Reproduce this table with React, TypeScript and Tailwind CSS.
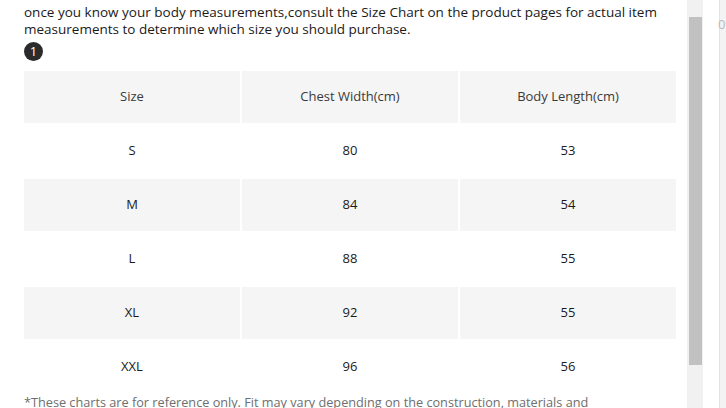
const rows = [
  { size: "S", chest: "80", length: "53" },
  { size: "M", chest: "84", length: "54" },
  { size: "L", chest: "88", length: "55" },
  { size: "XL", chest: "92", length: "55" },
  { size: "XXL", chest: "96", length: "56" },
]

export default function App() {
  return (
    <div className="flex h-[408px] w-[726px] overflow-hidden bg-white font-['Open_Sans',sans-serif]">
      {/* Modal body */}
      <div className="w-[687px] shrink-0 pl-[24px] pr-[9px] pt-[4px]">
        <p className="text-[13.5px] leading-[17px] text-[#1a1a1a]">
          once you know your body measurements,consult the Size Chart on the product pages for actual item
          measurements to determine which size you should purchase.
        </p>
        <div className="mt-[4px] flex h-[19px] w-[19px] items-center justify-center rounded-full bg-[#2b2b2b] text-[13px] leading-none text-white">
          1
        </div>

        <table className="-ml-[2px] mt-[8px] w-[656px] table-fixed border-separate border-spacing-[2px] text-center text-[13px]">
          <thead>
            <tr>
              <th className="h-[52px] bg-[#f5f5f5] font-normal text-[#3a3a3a]">Size</th>
              <th className="h-[52px] bg-[#f5f5f5] font-normal text-[#3a3a3a]">Chest Width(cm)</th>
              <th className="h-[52px] bg-[#f5f5f5] font-normal text-[#3a3a3a]">Body Length(cm)</th>
            </tr>
          </thead>
          <tbody>
            {rows.map((r, i) => (
              <tr key={r.size} className={i % 2 === 1 ? "bg-[#f5f5f5]" : "bg-white"}>
                <td className="h-[52px] text-[#1a1a1a]">{r.size}</td>
                <td className="h-[52px] text-[#1a1a1a]">{r.chest}</td>
                <td className="h-[52px] text-[#1a1a1a]">{r.length}</td>
              </tr>
            ))}
          </tbody>
        </table>

        <p className="-mt-[1px] max-w-[610px] text-[12.7px] leading-[17px] text-[#6e6e6e]">
          *These charts are for reference only. Fit may vary depending on the construction, materials and
          manufacturer.
        </p>
      </div>

      {/* Scrollbar */}
      <div className="relative h-full w-[16px] shrink-0 bg-[#f1f1f1]">
        <div className="absolute left-[2px] top-[17px] h-[348px] w-[13px] bg-[#c1c1c1]" />
      </div>

      <div className="w-[16px] shrink-0 bg-white" />

      {/* Page behind */}
      <div className="relative flex-1 border-l border-[#e2e2e2] bg-[#f3f3f3]">
        <span className="absolute -left-[2px] top-[18px] text-[13px] leading-none text-[#bbb]">0</span>
      </div>
    </div>
  )
}
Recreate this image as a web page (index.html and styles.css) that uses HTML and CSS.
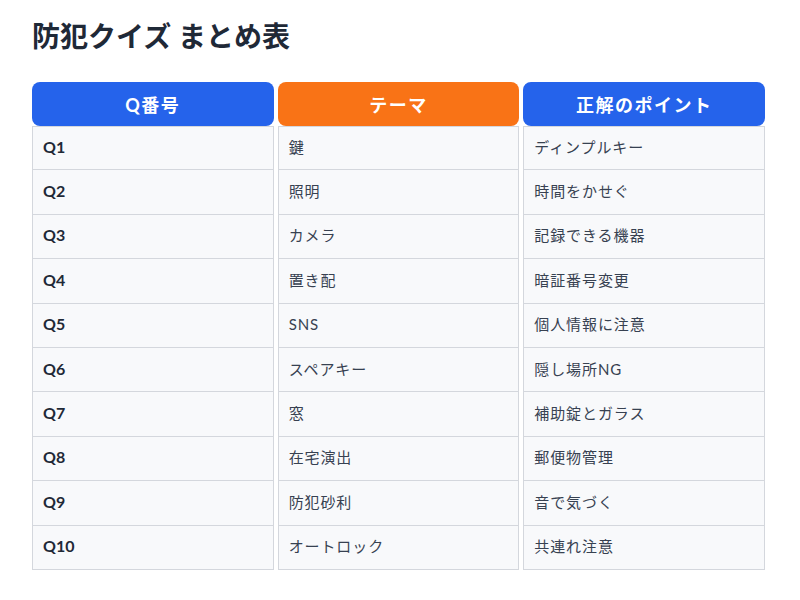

───

> [EXERCISE PROMPT]
Collect, from the material above, every line containing the word "this".

> [CORRECT OUTPUT]
Reproduce this table with React, TypeScript and Tailwind CSS.
Recreate this image as a web page (index.html and styles.css) that uses HTML and CSS.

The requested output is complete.